Meta Unveils ‘Voicebox AI‘ That Can Mimic And Edit Your Voice For You
By Nicole Rodrigues, 20 Jun 2023
Meta’s latest revelation, Voicebox AI, is a new piece of technology that promises to change how we interact with our own voices, and allows users to generate content in the speech styles of your friends and loved ones.
Unlike traditional text-to-speech systems that deliver generic and robotic voices, Voicebox leverages Meta’s neural network architecture, which it claims to create realistic vocal replications. The system can capture the subtle nuances, intonations, and quirks that make each clip unique by analyzing just a few seconds’ worth of a sample from the desired individual.
Meta trained the machine on an algorithm comprising 60,000 and 50,000 hours of English and multilingual audiobooks in six languages—English, Spanish, German, Portuguese, French, and Polish—respectively. This gives users the chance to produce their desired outcomes in a range of different languages.
Voicebox aims to open up a wide range of possibilities for both personal and professional use. In personal communication, visually-impaired users can take a sample of their loved one’s voice, feed it into the system, and later have it read out texts.
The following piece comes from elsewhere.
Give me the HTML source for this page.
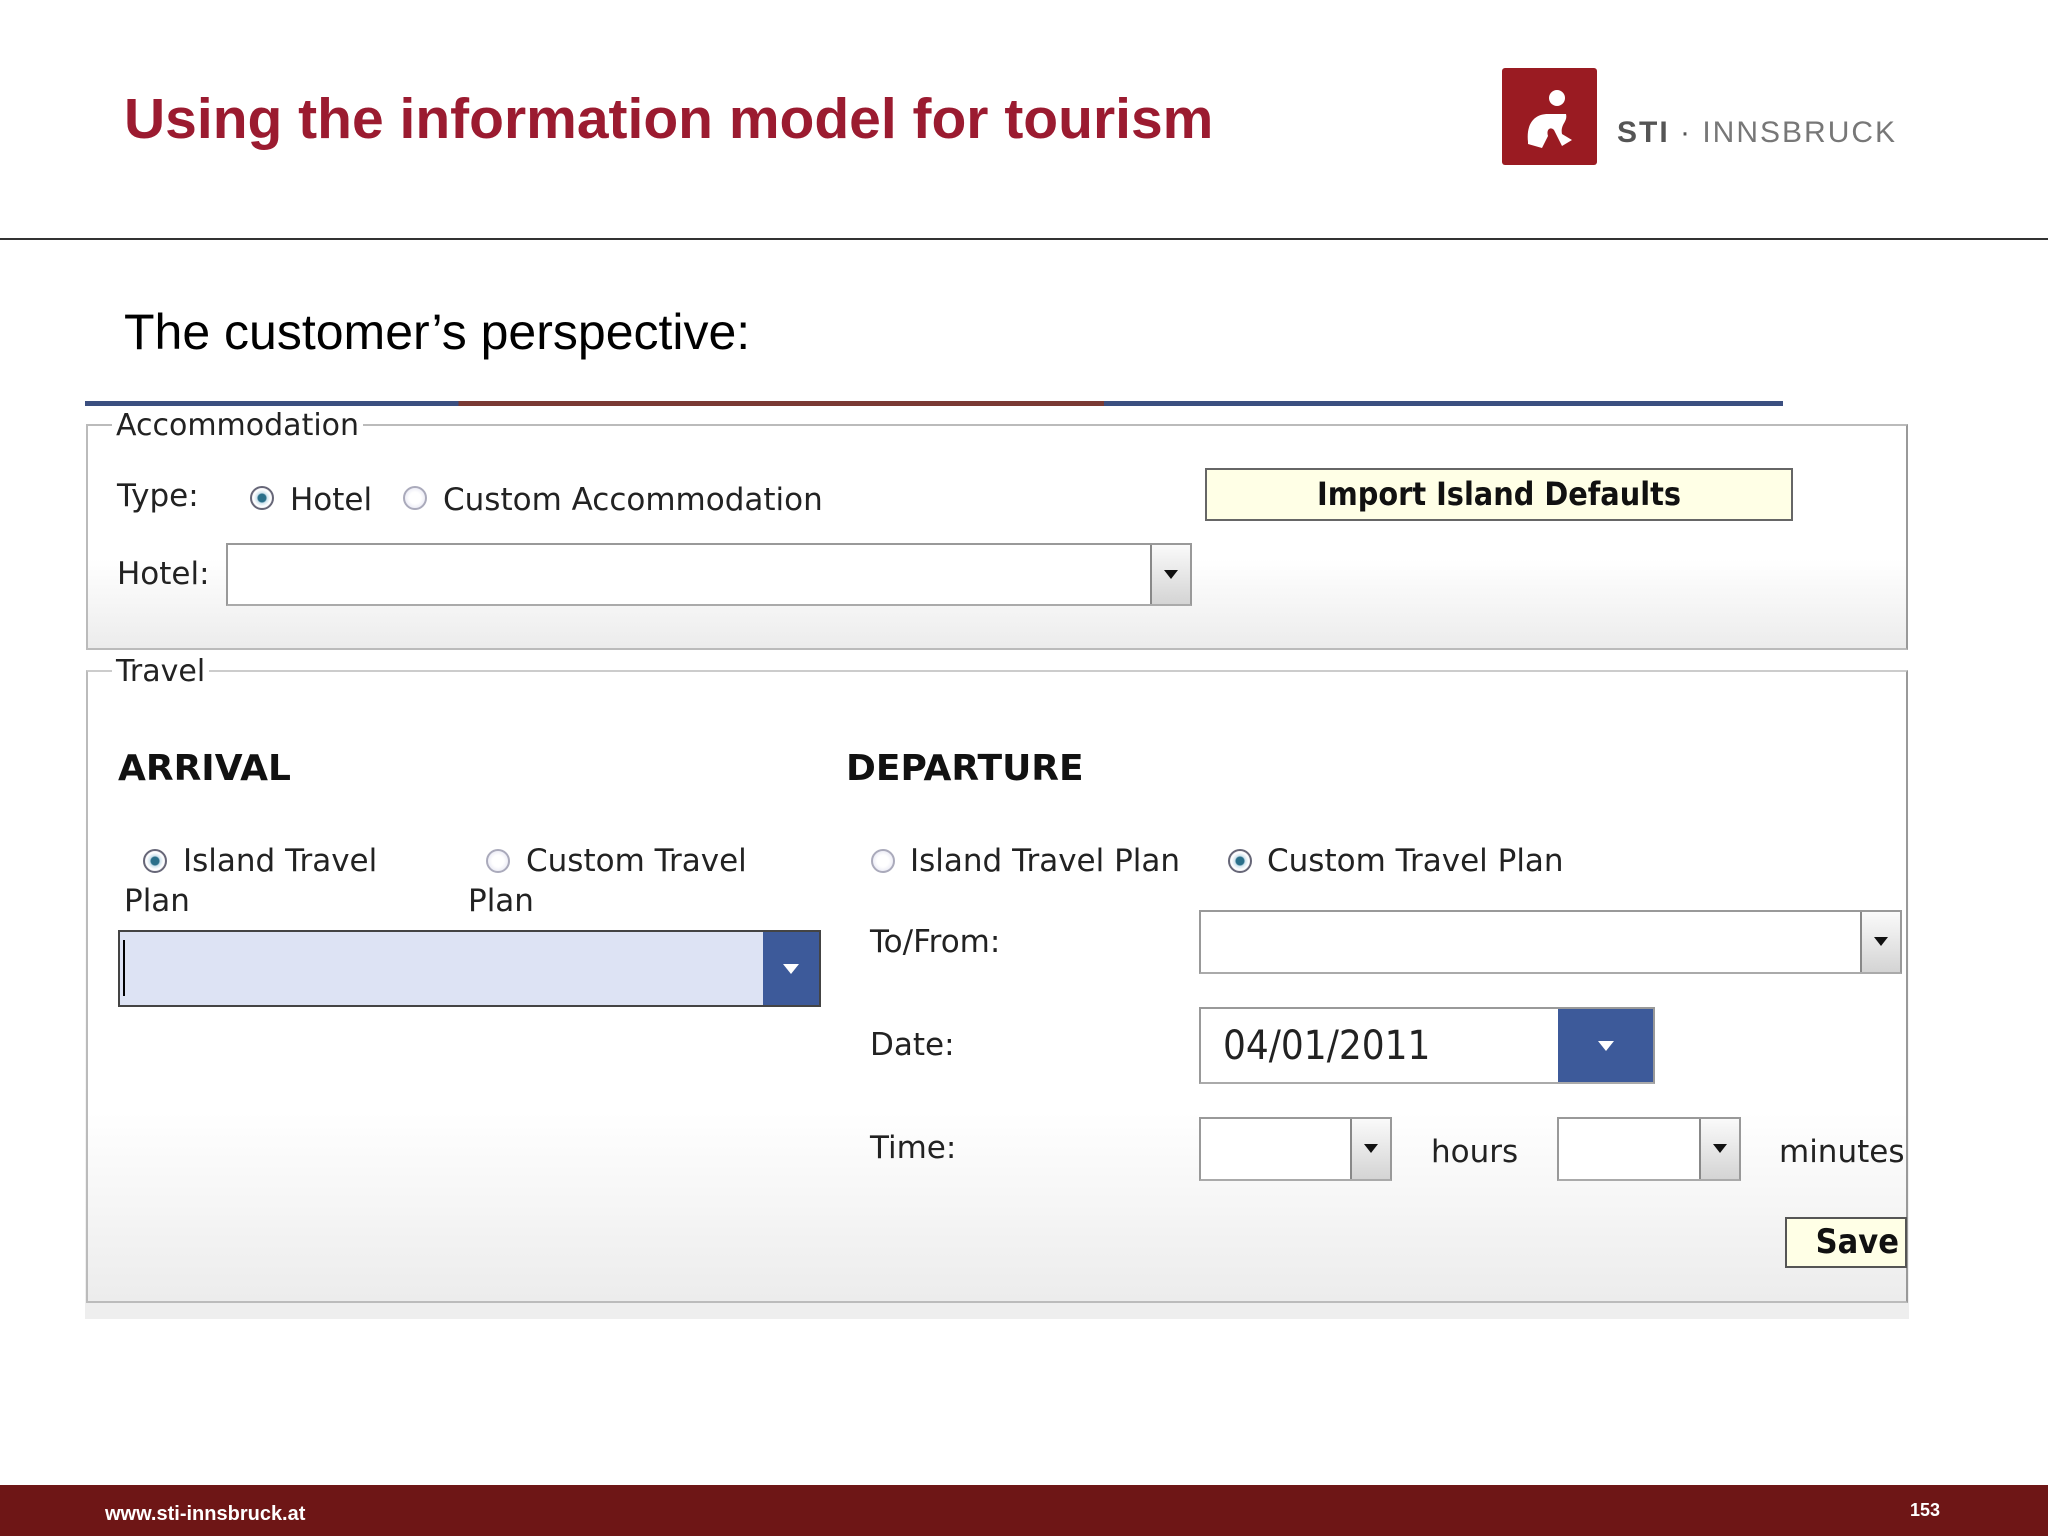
<!DOCTYPE html>
<html><head><meta charset="utf-8"><style>
*{margin:0;padding:0;box-sizing:border-box}
body{width:2048px;height:1536px;background:#fff;position:relative;overflow:hidden;font-family:"Liberation Sans",sans-serif}
.a{position:absolute;white-space:nowrap}
.f{font-family:"DejaVu Sans",sans-serif;font-size:31px;color:#222}
.rad{position:absolute;width:24px;height:24px;border-radius:50%;border:2px solid #aab;background:radial-gradient(circle,#fff 40%,#dde 100%)}
.rad.on{border-color:#667;background:radial-gradient(circle,#2a6f8a 0 28%,#cfe3ee 36%,#fff 60%,#ccd 100%)}
.sel{position:absolute;border:2px solid #999;border-bottom-color:#aaa;background:#fff}
.btn{position:absolute;top:0;bottom:0;right:0;width:40px;background:linear-gradient(#fafafa,#d4d4d4);border-left:2px solid #888}
.btn:after{content:"";position:absolute;left:50%;top:50%;margin:-5px 0 0 -7px;border-left:7px solid transparent;border-right:7px solid transparent;border-top:9px solid #111}
.bbtn{position:absolute;top:0;bottom:0;right:0;background:#3d5a9a}
.bbtn:after{content:"";position:absolute;left:50%;top:50%;margin:-5px 0 0 -8px;border-left:8px solid transparent;border-right:8px solid transparent;border-top:10px solid #fff}
</style></head><body>
<div class="a" style="left:124px;top:86px;font-size:57px;font-weight:bold;color:#9b1b30">Using the information model for tourism</div>
<div class="a" style="left:1502px;top:68px;width:95px;height:97px;background:#9a1b22;border-radius:3px">
<svg width="95" height="97" viewBox="0 0 95 97"><circle cx="55" cy="30" r="8" fill="#fff"/><path d="M26 74 C24 56 32 46 46 46 L64 46 C66 54 58 56 60 66 L70 72 L60 78 L52 62 C48 58 44 62 46 68 L40 80 L26 76 Z" fill="#fff"/></svg></div>
<div class="a" style="left:1617px;top:116px;font-size:30px;color:#555;letter-spacing:2px"><b>STI</b> · <span style="color:#777">INNSBRUCK</span></div>
<div class="a" style="left:0;top:238px;width:2048px;height:2px;background:#333"></div>
<div class="a" style="left:124px;top:303px;font-size:50px;color:#000">The customer’s perspective:</div>

<div class="a" style="left:85px;top:401px;width:1824px;height:918px;background:linear-gradient(#fff 0,#fff 40%,#f6f6f6 70%,#eee 100%)"></div>
<div class="a" style="left:85px;top:401px;width:1698px;height:5px;background:linear-gradient(90deg,#3b4f80 0 22%,#7a3a34 22% 60%,#3b4f80 60%)"></div>
<div class="a" style="left:86px;top:424px;width:1822px;height:226px;border:2px solid #bbb;border-right-color:#999;background:linear-gradient(#fff 60%,#ececec)"></div>
<div class="a f" style="left:112px;top:408px;background:#fff;padding:0 4px;font-size:30px">Accommodation</div>
<div class="a f" style="left:117px;top:478px">Type:</div>
<div class="rad on" style="left:250px;top:486px"></div>
<div class="a f" style="left:290px;top:482px">Hotel</div>
<div class="rad" style="left:403px;top:486px"></div>
<div class="a f" style="left:443px;top:482px">Custom Accommodation</div>
<div class="a" style="left:1205px;top:468px;width:588px;height:53px;border:2px solid #666;background:#ffffe6;text-align:center;font-family:'DejaVu Sans Condensed','DejaVu Sans',sans-serif;font-weight:bold;font-size:32px;line-height:48px;color:#111">Import Island Defaults</div>
<div class="a f" style="left:117px;top:556px">Hotel:</div>
<div class="sel" style="left:226px;top:543px;width:966px;height:63px"><div class="btn"></div></div>
<div class="a" style="left:86px;top:670px;width:1822px;height:633px;border:2px solid #bbb;border-right-color:#999;border-top-color:#ccc;background:linear-gradient(#fff 70%,#ececec)"></div>
<div class="a f" style="left:112px;top:654px;background:#fff;padding:0 4px;font-size:30px">Travel</div>
<div class="a f" style="left:118px;top:748px;font-weight:bold;font-size:36px;color:#111">ARRIVAL</div>
<div class="a f" style="left:846px;top:748px;font-weight:bold;font-size:36px;color:#111">DEPARTURE</div>
<div class="rad on" style="left:143px;top:849px"></div>
<div class="a f" style="left:183px;top:843px">Island Travel</div>
<div class="a f" style="left:124px;top:883px">Plan</div>
<div class="rad" style="left:486px;top:849px"></div>
<div class="a f" style="left:526px;top:843px">Custom Travel</div>
<div class="a f" style="left:468px;top:883px">Plan</div>
<div class="a" style="left:118px;top:930px;width:703px;height:77px;border:2px solid #444;background:#dde3f4"><div style="position:absolute;left:3px;top:8px;width:2px;height:56px;background:#000"></div><div class="bbtn" style="width:56px"></div></div>
<div class="rad" style="left:871px;top:849px"></div>
<div class="a f" style="left:910px;top:843px">Island Travel Plan</div>
<div class="rad on" style="left:1228px;top:849px"></div>
<div class="a f" style="left:1267px;top:843px">Custom Travel Plan</div>
<div class="a f" style="left:870px;top:924px">To/From:</div>
<div class="sel" style="left:1199px;top:910px;width:703px;height:64px"><div class="btn"></div></div>
<div class="a f" style="left:870px;top:1027px">Date:</div>
<div class="sel" style="left:1199px;top:1007px;width:456px;height:77px"><div class="a" style="left:22px;top:14px;font-family:'DejaVu Sans Condensed','DejaVu Sans',sans-serif;font-size:40px;color:#222">04/01/2011</div><div class="bbtn" style="width:95px"></div></div>
<div class="a f" style="left:870px;top:1130px">Time:</div>
<div class="sel" style="left:1199px;top:1117px;width:193px;height:64px"><div class="btn"></div></div>
<div class="a f" style="left:1431px;top:1134px">hours</div>
<div class="sel" style="left:1557px;top:1117px;width:184px;height:64px"><div class="btn"></div></div>
<div class="a f" style="left:1779px;top:1134px">minutes</div>
<div class="a" style="left:1785px;top:1217px;width:122px;height:51px;border:2px solid #555;background:#ffffe6;text-align:right;padding-right:6px;font-family:'DejaVu Sans Condensed','DejaVu Sans',sans-serif;font-weight:bold;font-size:34px;line-height:46px;color:#111">Save</div>

<div class="a" style="left:0;top:1485px;width:2048px;height:51px;background:#6e1616"></div>
<div class="a" style="left:105px;top:1503px;font-size:20px;font-weight:bold;color:#fff">www.sti-innsbruck.at</div>
<div class="a" style="left:1910px;top:1500px;font-size:18px;font-weight:bold;color:#fff">153</div>
</body></html>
It can even edit audio for professional users and content creators, such as removing background noises from a clip and regenerating the person’s voice without any awkward cuts.
Underlying all of this is the ethical implications of putting such a generator into the hands of the public. Such a machine could bring about a host of moral issues as it makes it much easier to create clips of people saying things they have not. A paper released by Meta claims that a binary classification model can determine if an audio clip is made with a generated speech or with a real person.
Voicebox is still not ready for public use, but there are demos for those interested in learning more about the model.
Recently, Apple announced similar features for its iOS 17 called ‘Personal Voice’ and ‘Live Speech’ that transform your speech into an automated voice.